McFarlane’s boss, IP chairman and chief executive officer John Dillon, recently has taken to the national stage to voice big business’ concerns about the economy. Dillon, chairman of the Business Roundtable, an advocacy group composed of 150 businesses throughout the country, stated last week that 45 percent of the group’s member companies expect to lay off workers this year. He did not state specifically what his own company would do.

“This economy continues to operate well below its potential and continues to be of serious concern to us,” Dillon said in the group’s report. “We’re teetering someplace right on the brink of negative numbers. The most troubling finding is the employment figures reflecting lower employment expectations.”

Also in recent weeks, Dillon has visited with President Bush to show support for the president’s $726 billion tax cut plan, and especially for the elimination of taxes on corporate dividends. He also lobbied U.S. Sen. Olympia J. Snowe of Maine to change her mind about opposing the size of the tax cut plan. Snowe wanted the amount of the tax cuts reduced by half, and was given assurances by a colleague that the amount would be no larger than $350 billion when a compromise bill is worked out between the U.S. House of Representatives and the U.S. Senate.

Lincoln Pulp and Paper Co., Lincoln

Like its sister mill in Brewer, Lincoln Pulp and Paper remains operating despite its nearly three years in bankruptcy and a reduction in market demand for tissue products.

The Lincoln mill dominates the market for deep-dye tissue products, napkins and other tissue products that are dyed with very dark, rich colors that don’t run when wet. In recent years, the company developed a process that allows napkins to be printed from edge to edge, instead of print designs framed by a plain border.

Not many paper companies are interested in producing specialty deep-dyed napkins, said vice president Walsh, and that gives the mill an incentive to keep manufacturing them. It also insulates the mill from the more volatile pricing swings experienced by the conglomerates that manufacture supercalendered paper, newsprint or directory paper.

Higher-end products such as specialty napkins are not immune from a recession either, Walsh said, but they’re not as susceptible to major financial losses as other paper mill products.

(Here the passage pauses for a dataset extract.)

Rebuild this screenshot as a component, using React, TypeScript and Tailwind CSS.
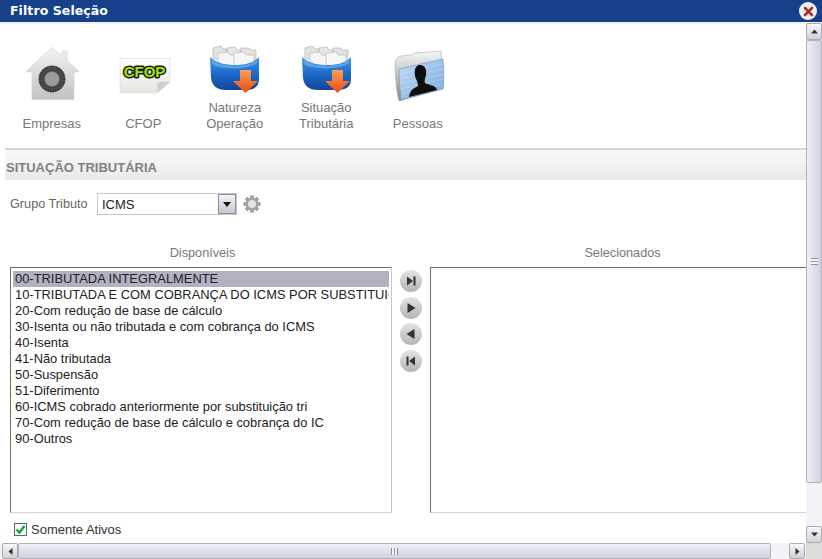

Lincoln Pulp and Paper has laid off only about 50 employees in the last few years even though it has been in bankruptcy and even though the company has been trying to survive in a state where the cost of doing business has been high.

Walsh said he credits the company’s position as a dominant specialty tissue paper producer in the country as the reason no more people are out of work.

He said the company wants to keep its position as the go-to producer of niche papers.

“That is our goal,” Walsh said. “Our goal is to continue to try to produce and manufacture innovative products in order to try to secure a stable place in the market.”